The documentary explains why the piracy problem is so difficult for bureaucratic western nations to contain with the conventional processes of law.  Somalia has not had a functioning central government since 1991 (about the time that the Soviet Union collapsed) and is a failed state.  The people in fishing villages have no income because of illegal fishing (no “free fish”) by outsiders and because of water pollution dumped by criminal syndicates.  Piracy has become a “business”, maybe the only company in town.  And shipping companies, given practical realities, have to treat it that way.
After the release of the 13 hostages when the affair is settled in early 2009, Ali finally travels to the US, for a conference on piracy, and is arrested and prosecuted by the DOJ for his role in the affair.

The film notes that there is an issue with a ship's use of a "flag of convenience".  That allows a company to avoid heavy regulation by flying under a small country.  When I worked for USLICO, an life insurance company in Virginia in the 1990s, the holding company actually owned a Liberian ship registry as a subsidiary, and would promote management to positions in that subsidiary.

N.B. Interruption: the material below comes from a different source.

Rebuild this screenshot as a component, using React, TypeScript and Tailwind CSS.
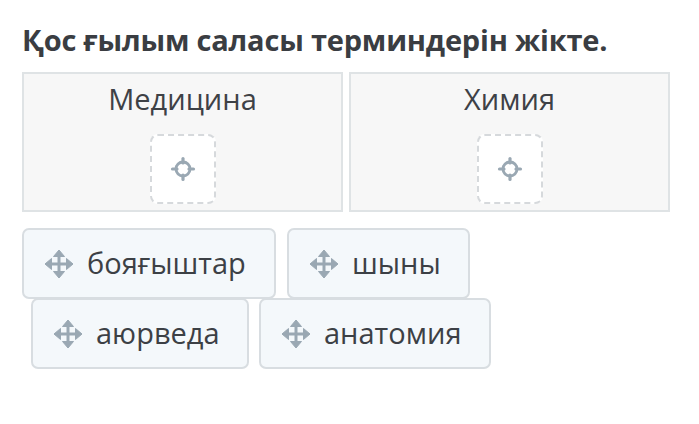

The film points out that many crew employees come from developing countries, especially The Phillippines.  They are paid somewhat more for the risk, but not much.  Their relative poverty leads to their necessary risk taking in running through pirate waters that really don't have effective military security from big western countries.  And it costs the richer countries less to pass the ransom than to provide security, or clean up the post-colonial problems in Africa.  
It’s interesting to note that the ABC series “Flashforward” imagined that clandestine experiments were conducted in Somalia in 1991. 
The official site is here.  The film is distributed by Brainstorm Media but is available on Netflix and iTunes.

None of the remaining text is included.